= To do =
Quote each line of the material verbatim, without the pictures.

= The input =

***

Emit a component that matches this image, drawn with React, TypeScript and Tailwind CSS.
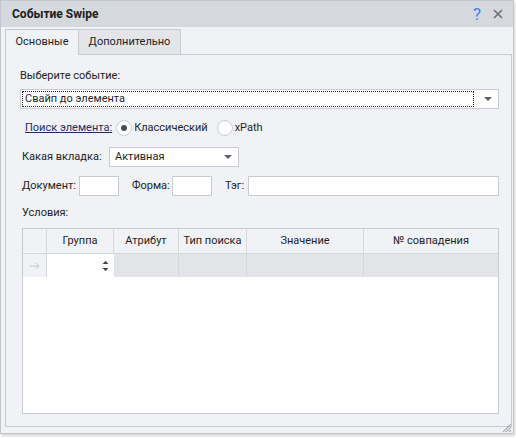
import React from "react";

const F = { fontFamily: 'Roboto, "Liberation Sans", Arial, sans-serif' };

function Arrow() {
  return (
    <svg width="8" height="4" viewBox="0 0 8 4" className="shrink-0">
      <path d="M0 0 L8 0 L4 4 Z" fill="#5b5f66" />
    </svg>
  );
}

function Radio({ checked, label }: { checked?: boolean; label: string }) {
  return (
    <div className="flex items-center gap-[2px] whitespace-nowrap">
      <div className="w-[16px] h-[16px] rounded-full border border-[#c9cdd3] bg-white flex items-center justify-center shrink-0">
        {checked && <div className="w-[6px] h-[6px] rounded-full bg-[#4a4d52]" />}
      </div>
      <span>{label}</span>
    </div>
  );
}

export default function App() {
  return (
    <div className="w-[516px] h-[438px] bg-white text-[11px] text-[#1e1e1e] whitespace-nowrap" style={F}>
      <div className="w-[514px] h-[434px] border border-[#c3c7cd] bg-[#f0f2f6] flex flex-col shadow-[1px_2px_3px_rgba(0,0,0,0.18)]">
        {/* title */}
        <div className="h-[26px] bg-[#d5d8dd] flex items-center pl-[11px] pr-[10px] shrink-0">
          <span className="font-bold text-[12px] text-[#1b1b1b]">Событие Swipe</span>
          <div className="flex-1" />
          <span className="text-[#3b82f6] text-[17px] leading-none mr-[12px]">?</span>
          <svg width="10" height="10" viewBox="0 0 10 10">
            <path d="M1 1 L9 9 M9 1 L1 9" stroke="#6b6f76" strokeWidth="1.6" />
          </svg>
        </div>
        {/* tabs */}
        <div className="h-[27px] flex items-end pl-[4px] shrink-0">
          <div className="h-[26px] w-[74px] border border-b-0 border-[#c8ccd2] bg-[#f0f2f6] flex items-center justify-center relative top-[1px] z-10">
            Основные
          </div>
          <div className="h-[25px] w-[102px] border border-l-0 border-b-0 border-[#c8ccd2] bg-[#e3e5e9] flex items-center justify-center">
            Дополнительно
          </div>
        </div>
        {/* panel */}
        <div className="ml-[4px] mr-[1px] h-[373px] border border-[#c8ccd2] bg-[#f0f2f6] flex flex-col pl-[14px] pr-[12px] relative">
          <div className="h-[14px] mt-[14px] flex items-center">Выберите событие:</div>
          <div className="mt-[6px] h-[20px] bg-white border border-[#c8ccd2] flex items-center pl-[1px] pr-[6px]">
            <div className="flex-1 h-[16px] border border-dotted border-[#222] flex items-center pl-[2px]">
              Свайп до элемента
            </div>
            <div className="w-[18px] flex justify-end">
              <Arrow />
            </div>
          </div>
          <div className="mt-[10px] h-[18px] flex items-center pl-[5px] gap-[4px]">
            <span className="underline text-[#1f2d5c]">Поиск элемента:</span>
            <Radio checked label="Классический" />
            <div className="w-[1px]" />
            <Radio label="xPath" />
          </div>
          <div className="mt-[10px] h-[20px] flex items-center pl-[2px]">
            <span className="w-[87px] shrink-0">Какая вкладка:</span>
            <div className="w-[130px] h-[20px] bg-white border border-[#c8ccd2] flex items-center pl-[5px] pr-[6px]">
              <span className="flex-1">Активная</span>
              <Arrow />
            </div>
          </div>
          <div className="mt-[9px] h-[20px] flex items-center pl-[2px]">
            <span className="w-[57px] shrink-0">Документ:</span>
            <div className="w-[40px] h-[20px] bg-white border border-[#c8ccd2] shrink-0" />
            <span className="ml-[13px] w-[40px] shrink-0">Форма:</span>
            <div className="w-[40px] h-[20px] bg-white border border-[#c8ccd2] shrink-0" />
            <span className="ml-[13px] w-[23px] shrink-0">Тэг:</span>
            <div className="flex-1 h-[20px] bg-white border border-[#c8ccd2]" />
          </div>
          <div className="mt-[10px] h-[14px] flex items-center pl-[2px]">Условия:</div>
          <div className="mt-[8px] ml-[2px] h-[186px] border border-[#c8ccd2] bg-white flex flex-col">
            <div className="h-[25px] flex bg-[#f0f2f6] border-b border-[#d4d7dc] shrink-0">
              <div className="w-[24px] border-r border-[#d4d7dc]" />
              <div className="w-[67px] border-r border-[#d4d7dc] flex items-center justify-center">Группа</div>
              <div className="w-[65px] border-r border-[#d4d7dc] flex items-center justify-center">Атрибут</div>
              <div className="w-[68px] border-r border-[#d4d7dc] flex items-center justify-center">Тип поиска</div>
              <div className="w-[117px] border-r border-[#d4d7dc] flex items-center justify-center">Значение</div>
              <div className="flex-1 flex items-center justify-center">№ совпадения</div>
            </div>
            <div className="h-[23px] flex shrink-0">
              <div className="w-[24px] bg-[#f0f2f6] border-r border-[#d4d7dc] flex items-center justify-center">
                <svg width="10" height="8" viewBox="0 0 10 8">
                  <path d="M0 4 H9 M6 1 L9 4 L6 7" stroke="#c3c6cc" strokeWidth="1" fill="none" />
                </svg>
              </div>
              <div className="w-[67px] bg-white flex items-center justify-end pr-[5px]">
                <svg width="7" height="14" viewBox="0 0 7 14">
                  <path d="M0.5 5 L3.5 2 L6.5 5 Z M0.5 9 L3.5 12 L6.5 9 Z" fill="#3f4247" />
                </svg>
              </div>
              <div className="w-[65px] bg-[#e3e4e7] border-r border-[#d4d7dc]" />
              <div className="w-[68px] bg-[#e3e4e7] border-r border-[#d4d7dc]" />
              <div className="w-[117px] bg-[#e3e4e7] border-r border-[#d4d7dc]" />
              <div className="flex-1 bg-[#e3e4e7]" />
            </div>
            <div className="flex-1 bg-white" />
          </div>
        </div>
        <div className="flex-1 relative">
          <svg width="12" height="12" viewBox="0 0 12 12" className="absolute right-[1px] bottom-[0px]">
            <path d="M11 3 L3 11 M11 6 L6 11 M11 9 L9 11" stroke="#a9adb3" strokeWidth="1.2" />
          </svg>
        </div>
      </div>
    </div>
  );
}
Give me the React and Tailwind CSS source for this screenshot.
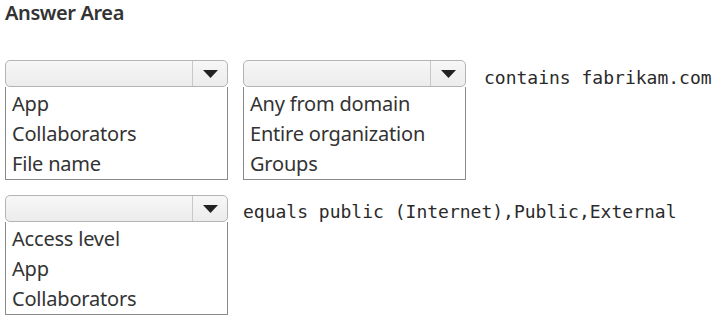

***

= Written solution =
Emit a component that matches this image, drawn with React, TypeScript and Tailwind CSS.
import React from "react";

const F = { fontFamily: 'Roboto, "Liberation Sans", Arial, sans-serif' };

function Arrow() {
  return (
    <svg width="8" height="4" viewBox="0 0 8 4" className="shrink-0">
      <path d="M0 0 L8 0 L4 4 Z" fill="#5b5f66" />
    </svg>
  );
}

function Radio({ checked, label }: { checked?: boolean; label: string }) {
  return (
    <div className="flex items-center gap-[2px] whitespace-nowrap">
      <div className="w-[16px] h-[16px] rounded-full border border-[#c9cdd3] bg-white flex items-center justify-center shrink-0">
        {checked && <div className="w-[6px] h-[6px] rounded-full bg-[#4a4d52]" />}
      </div>
      <span>{label}</span>
    </div>
  );
}

export default function App() {
  return (
    <div className="w-[516px] h-[438px] bg-white text-[11px] text-[#1e1e1e] whitespace-nowrap" style={F}>
      <div className="w-[514px] h-[434px] border border-[#c3c7cd] bg-[#f0f2f6] flex flex-col shadow-[1px_2px_3px_rgba(0,0,0,0.18)]">
        {/* title */}
        <div className="h-[26px] bg-[#d5d8dd] flex items-center pl-[11px] pr-[10px] shrink-0">
          <span className="font-bold text-[12px] text-[#1b1b1b]">Событие Swipe</span>
          <div className="flex-1" />
          <span className="text-[#3b82f6] text-[17px] leading-none mr-[12px]">?</span>
          <svg width="10" height="10" viewBox="0 0 10 10">
            <path d="M1 1 L9 9 M9 1 L1 9" stroke="#6b6f76" strokeWidth="1.6" />
          </svg>
        </div>
        {/* tabs */}
        <div className="h-[27px] flex items-end pl-[4px] shrink-0">
          <div className="h-[26px] w-[74px] border border-b-0 border-[#c8ccd2] bg-[#f0f2f6] flex items-center justify-center relative top-[1px] z-10">
            Основные
          </div>
          <div className="h-[25px] w-[102px] border border-l-0 border-b-0 border-[#c8ccd2] bg-[#e3e5e9] flex items-center justify-center">
            Дополнительно
          </div>
        </div>
        {/* panel */}
        <div className="ml-[4px] mr-[1px] h-[373px] border border-[#c8ccd2] bg-[#f0f2f6] flex flex-col pl-[14px] pr-[12px] relative">
          <div className="h-[14px] mt-[14px] flex items-center">Выберите событие:</div>
          <div className="mt-[6px] h-[20px] bg-white border border-[#c8ccd2] flex items-center pl-[1px] pr-[6px]">
            <div className="flex-1 h-[16px] border border-dotted border-[#222] flex items-center pl-[2px]">
              Свайп до элемента
            </div>
            <div className="w-[18px] flex justify-end">
              <Arrow />
            </div>
          </div>
          <div className="mt-[10px] h-[18px] flex items-center pl-[5px] gap-[4px]">
            <span className="underline text-[#1f2d5c]">Поиск элемента:</span>
            <Radio checked label="Классический" />
            <div className="w-[1px]" />
            <Radio label="xPath" />
          </div>
          <div className="mt-[10px] h-[20px] flex items-center pl-[2px]">
            <span className="w-[87px] shrink-0">Какая вкладка:</span>
            <div className="w-[130px] h-[20px] bg-white border border-[#c8ccd2] flex items-center pl-[5px] pr-[6px]">
              <span className="flex-1">Активная</span>
              <Arrow />
            </div>
          </div>
          <div className="mt-[9px] h-[20px] flex items-center pl-[2px]">
            <span className="w-[57px] shrink-0">Документ:</span>
            <div className="w-[40px] h-[20px] bg-white border border-[#c8ccd2] shrink-0" />
            <span className="ml-[13px] w-[40px] shrink-0">Форма:</span>
            <div className="w-[40px] h-[20px] bg-white border border-[#c8ccd2] shrink-0" />
            <span className="ml-[13px] w-[23px] shrink-0">Тэг:</span>
            <div className="flex-1 h-[20px] bg-white border border-[#c8ccd2]" />
          </div>
          <div className="mt-[10px] h-[14px] flex items-center pl-[2px]">Условия:</div>
          <div className="mt-[8px] ml-[2px] h-[186px] border border-[#c8ccd2] bg-white flex flex-col">
            <div className="h-[25px] flex bg-[#f0f2f6] border-b border-[#d4d7dc] shrink-0">
              <div className="w-[24px] border-r border-[#d4d7dc]" />
              <div className="w-[67px] border-r border-[#d4d7dc] flex items-center justify-center">Группа</div>
              <div className="w-[65px] border-r border-[#d4d7dc] flex items-center justify-center">Атрибут</div>
              <div className="w-[68px] border-r border-[#d4d7dc] flex items-center justify-center">Тип поиска</div>
              <div className="w-[117px] border-r border-[#d4d7dc] flex items-center justify-center">Значение</div>
              <div className="flex-1 flex items-center justify-center">№ совпадения</div>
            </div>
            <div className="h-[23px] flex shrink-0">
              <div className="w-[24px] bg-[#f0f2f6] border-r border-[#d4d7dc] flex items-center justify-center">
                <svg width="10" height="8" viewBox="0 0 10 8">
                  <path d="M0 4 H9 M6 1 L9 4 L6 7" stroke="#c3c6cc" strokeWidth="1" fill="none" />
                </svg>
              </div>
              <div className="w-[67px] bg-white flex items-center justify-end pr-[5px]">
                <svg width="7" height="14" viewBox="0 0 7 14">
                  <path d="M0.5 5 L3.5 2 L6.5 5 Z M0.5 9 L3.5 12 L6.5 9 Z" fill="#3f4247" />
                </svg>
              </div>
              <div className="w-[65px] bg-[#e3e4e7] border-r border-[#d4d7dc]" />
              <div className="w-[68px] bg-[#e3e4e7] border-r border-[#d4d7dc]" />
              <div className="w-[117px] bg-[#e3e4e7] border-r border-[#d4d7dc]" />
              <div className="flex-1 bg-[#e3e4e7]" />
            </div>
            <div className="flex-1 bg-white" />
          </div>
        </div>
        <div className="flex-1 relative">
          <svg width="12" height="12" viewBox="0 0 12 12" className="absolute right-[1px] bottom-[0px]">
            <path d="M11 3 L3 11 M11 6 L6 11 M11 9 L9 11" stroke="#a9adb3" strokeWidth="1.2" />
          </svg>
        </div>
      </div>
    </div>
  );
}
Give me the React and Tailwind CSS source for this screenshot.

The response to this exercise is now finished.